Including artists such as Rigaud, Boucher, Nattier, Pierre, Carle van Loo, Gros and Jean-Baptiste Isabey, this exhibition, of nearly forty French drawings of male nude figures, all drawn between the late seventeenth and the late eighteenth centuries, is unprecedented in Britain. Lent by France’s equivalent of the Royal Academy, the Ėcole nationale supérieure des Beaux-Arts in Paris, many of the extraordinary drawings are by artists represented in the Wallace Collection.

The Wallace Collection displays one of the greatest collections of eighteenth-century French paintings in the world, and these drawings from Paris will make an excellent complement to them. The Hertfords collected almost no academic, or historical works, for which these drawings were the basis, favouring ‘pleasing pictures’: portraits and landscapes. In many ways, The Male Nude will offer the visitor a new dimension and complete the jigsaw. Seen alongside our world-class holdings of eighteenth century furniture and decorative arts, they will provide a thorough understanding of the period.

Painting in eighteenth-century France before the Revolution was centred on the Royal Academy of Painting and Sculpture which had been founded in 1648. The purpose of the Academy was to train the most important artists and to provide them with the raw materials for successful history painting, which was by far the most esteemed genre for an artist to practise. Budding painters or sculptors would be apprenticed to a master, but much of their training would take place at the Academy where the drawing of the male human figure was at the core of the curriculum.

Only after mastering the copying of drawings and engravings, and then casts of antique sculptures, would the student be allowed to progress to drawing the nude figure in the life class.
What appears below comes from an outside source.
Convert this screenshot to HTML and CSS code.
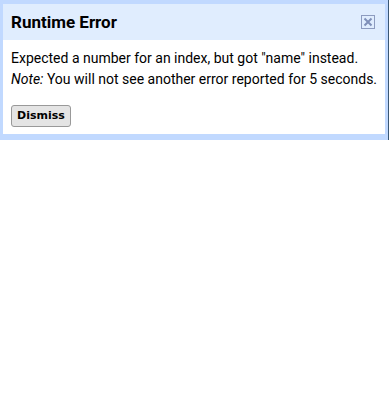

The drawings they produced there were so associated with the Academy that they came to be known as académies.

The male human figure was regarded as the very foundation of painting and sculpture; it had to be mastered by any aspiring artist of the highest class. No female artists were admitted to the Academy and all models were male. This practice in itself went on to create problems for artists, who lacking the necessary training to portray the female form, were compelled to search out models, not always in the most respectable and salubrious settings.

Classes were complemented by courses on anatomy, perspective, geometry, literature and history. The Academy’s training was learned and structured, and, although it was sometimes criticized for its rigour and its insistence on discipline and uniformity, it produced superb draughtsmen. Some of the artists featured became painting Masters of their generation, focusing on historical and allegorical pictures. Others utilised their training in a variety of artistic fields, including Bachelier, who went on to assume the role of Director of Design and Decoration at the Sèvres porcelain factory, influencing many of the pieces exhibited in the Wallace Collection.

Variety and beauty are omnipresent in The Male Nude. The works show figures – sometimes single, sometimes two together - in an enormous variety of poses and in various degrees of light and shade. The study of physiognomic expression was also taught at the Academy, and the facial expressions of the figures always complement the poses they adopt, whether they show, say, serenity, exertion, pleasure or anger.

As a descendant of the French Royal Academy of Painting and Sculpture, the Ėcole nationale supérieure des Beaux- Arts owns an incomparable collection of these académies which have come down to it directly from the Academy’s teaching classes. It also owns an outstanding collection of drawings, second only to the Louvre in France, comprising not only a superb group of French drawings, but many works by some of the other great draughtsmen of European art, such as Raphael, Dürer and Michelangelo. This exhibition at the Wallace Collection will be an excellent opportunity for collections at ENSBA – which are open to anyone to visit – to become much better known to a British audience, as well as allowing visitors an insight into this influential, but now non-existent world.